** Start of Dataset entries **

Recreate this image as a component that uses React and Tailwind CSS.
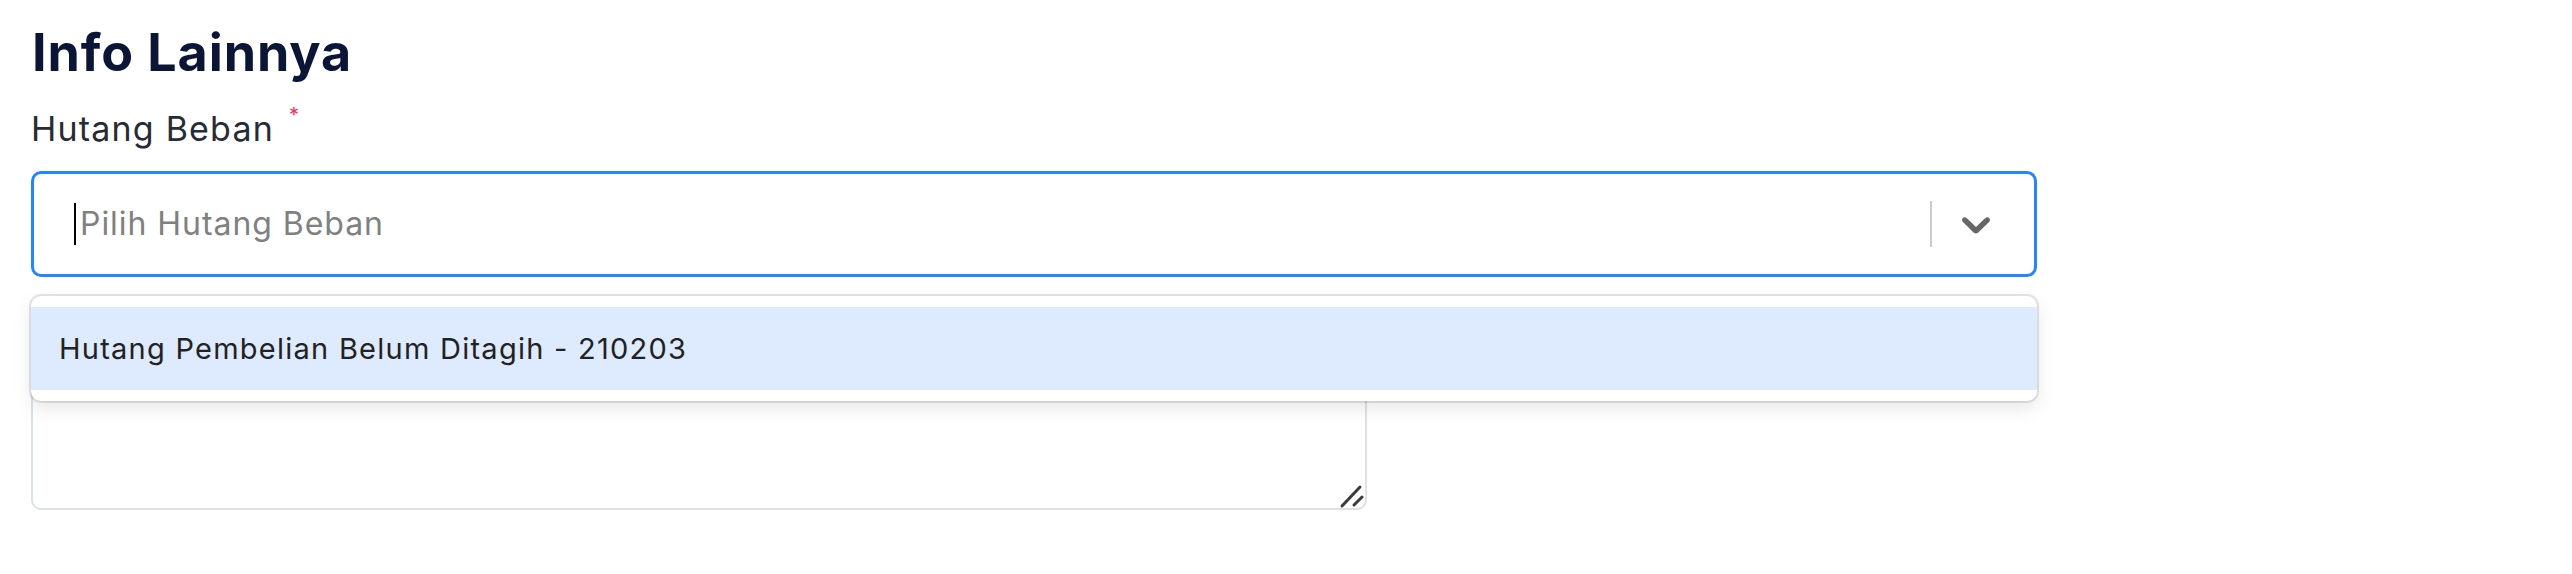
import React from 'react';

const Chevron = () => (
  <svg viewBox="0 0 20 20" className="w-[48px] h-[48px] fill-[#666666]" aria-hidden="true">
    <path d="M4.516 7.548c0.436-0.446 1.043-0.481 1.576 0l3.908 3.747 3.908-3.747c0.533-0.481 1.141-0.446 1.574 0 0.436 0.445 0.408 1.197 0 1.615-0.406 0.418-4.695 4.502-4.695 4.502-0.217 0.223-0.502 0.335-0.787 0.335s-0.57-0.112-0.789-0.335c0 0-4.287-4.084-4.695-4.502s-0.436-1.17 0-1.615z" />
  </svg>
);

const ResizeGrip = () => (
  <svg viewBox="0 0 30 30" className="absolute right-0 bottom-0 w-[30px] h-[30px]" aria-hidden="true">
    <line x1="23" y1="7" x2="5" y2="26" stroke="#3a3a3a" strokeWidth="3" strokeLinecap="round" />
    <line x1="25" y1="17" x2="17" y2="25" stroke="#3a3a3a" strokeWidth="3" strokeLinecap="round" />
  </svg>
);

const App = () => {
  const options = ['Hutang Pembelian Belum Ditagih - 210203'];

  return (
    <div className="min-h-screen bg-white pl-[31px] pt-[22px] font-['Inter','Noto_Sans',sans-serif]">
      <h2 className="text-[52px] leading-[62px] font-bold tracking-[0.9px] text-[#0b1536] pl-[1px]">Info Lainnya</h2>

      {/* Hutang Beban select */}
      <div className="mt-[20px] w-[2006px]">
        <label className="block text-[34px] leading-[49px] tracking-[1.2px] text-[#262b36]">
          Hutang Beban
          <span className="relative top-[1px] ml-[15px] inline-block align-top text-[20px] leading-none text-[#ff2d55]">*</span>
        </label>

        <div className="relative mt-[18px]">
          <div className="flex h-[106px] items-center rounded-[10px] border-[3px] border-[#2684ff] bg-white pl-[40px] pr-[34px]">
            <span className="h-[42px] w-[2px] bg-black" />
            <span className="ml-[4px] text-[32px] tracking-[0.95px] text-[#808080]">Pilih Hutang Beban</span>
            <div className="flex-1" />
            <span className="h-[46px] w-[2px] bg-[#cccccc]" />
            <div className="ml-[20px] flex items-center">
              <Chevron />
            </div>
          </div>

          {/* Dropdown menu */}
          <div className="absolute left-0 right-0 top-[calc(100%+19px)] z-10 rounded-[10px] bg-white py-[11px] shadow-[0_0_0_2px_rgba(0,0,0,0.1),0_7px_19px_rgba(0,0,0,0.1)]">
            {options.map((opt) => (
              <div
                key={opt}
                className="flex h-[83px] items-center bg-[#deebff] px-[28px] text-[29px] tracking-[1.25px] text-[#222222]"
              >
                {opt}
              </div>
            ))}
          </div>
        </div>
      </div>

      {/* Textarea behind the menu */}
      <div className="relative mt-[58px] h-[175px] w-[1336px]">
        <textarea className="h-full w-full resize-none rounded-[10px] border-2 border-[#dde1ea] bg-white outline-none" />
        <ResizeGrip />
      </div>
    </div>
  );
};

export default App;
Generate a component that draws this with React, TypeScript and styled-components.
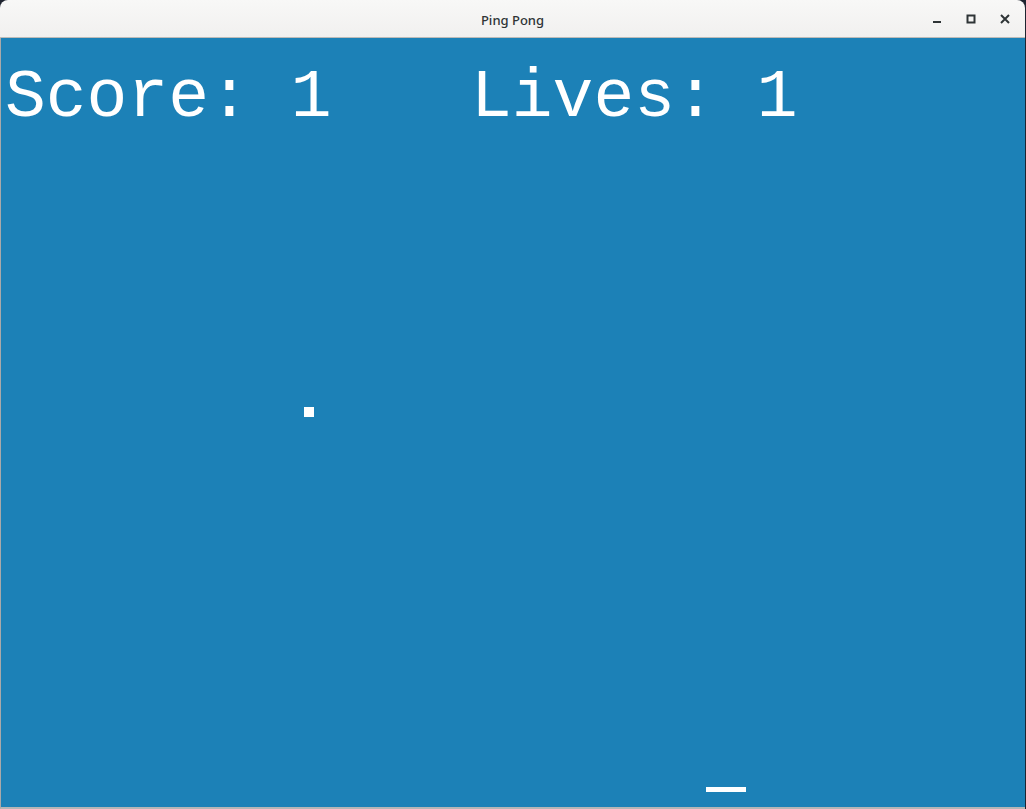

** End of Dataset entries **

> **Exercise directions**
Output the material word for word, omitting its pictures.

> **Result for this task**
Recreate this image as a component that uses React and Tailwind CSS.
import React from 'react';

const Chevron = () => (
  <svg viewBox="0 0 20 20" className="w-[48px] h-[48px] fill-[#666666]" aria-hidden="true">
    <path d="M4.516 7.548c0.436-0.446 1.043-0.481 1.576 0l3.908 3.747 3.908-3.747c0.533-0.481 1.141-0.446 1.574 0 0.436 0.445 0.408 1.197 0 1.615-0.406 0.418-4.695 4.502-4.695 4.502-0.217 0.223-0.502 0.335-0.787 0.335s-0.57-0.112-0.789-0.335c0 0-4.287-4.084-4.695-4.502s-0.436-1.17 0-1.615z" />
  </svg>
);

const ResizeGrip = () => (
  <svg viewBox="0 0 30 30" className="absolute right-0 bottom-0 w-[30px] h-[30px]" aria-hidden="true">
    <line x1="23" y1="7" x2="5" y2="26" stroke="#3a3a3a" strokeWidth="3" strokeLinecap="round" />
    <line x1="25" y1="17" x2="17" y2="25" stroke="#3a3a3a" strokeWidth="3" strokeLinecap="round" />
  </svg>
);

const App = () => {
  const options = ['Hutang Pembelian Belum Ditagih - 210203'];

  return (
    <div className="min-h-screen bg-white pl-[31px] pt-[22px] font-['Inter','Noto_Sans',sans-serif]">
      <h2 className="text-[52px] leading-[62px] font-bold tracking-[0.9px] text-[#0b1536] pl-[1px]">Info Lainnya</h2>

      {/* Hutang Beban select */}
      <div className="mt-[20px] w-[2006px]">
        <label className="block text-[34px] leading-[49px] tracking-[1.2px] text-[#262b36]">
          Hutang Beban
          <span className="relative top-[1px] ml-[15px] inline-block align-top text-[20px] leading-none text-[#ff2d55]">*</span>
        </label>

        <div className="relative mt-[18px]">
          <div className="flex h-[106px] items-center rounded-[10px] border-[3px] border-[#2684ff] bg-white pl-[40px] pr-[34px]">
            <span className="h-[42px] w-[2px] bg-black" />
            <span className="ml-[4px] text-[32px] tracking-[0.95px] text-[#808080]">Pilih Hutang Beban</span>
            <div className="flex-1" />
            <span className="h-[46px] w-[2px] bg-[#cccccc]" />
            <div className="ml-[20px] flex items-center">
              <Chevron />
            </div>
          </div>

          {/* Dropdown menu */}
          <div className="absolute left-0 right-0 top-[calc(100%+19px)] z-10 rounded-[10px] bg-white py-[11px] shadow-[0_0_0_2px_rgba(0,0,0,0.1),0_7px_19px_rgba(0,0,0,0.1)]">
            {options.map((opt) => (
              <div
                key={opt}
                className="flex h-[83px] items-center bg-[#deebff] px-[28px] text-[29px] tracking-[1.25px] text-[#222222]"
              >
                {opt}
              </div>
            ))}
          </div>
        </div>
      </div>

      {/* Textarea behind the menu */}
      <div className="relative mt-[58px] h-[175px] w-[1336px]">
        <textarea className="h-full w-full resize-none rounded-[10px] border-2 border-[#dde1ea] bg-white outline-none" />
        <ResizeGrip />
      </div>
    </div>
  );
};

export default App;
Generate a component that draws this with React, TypeScript and styled-components.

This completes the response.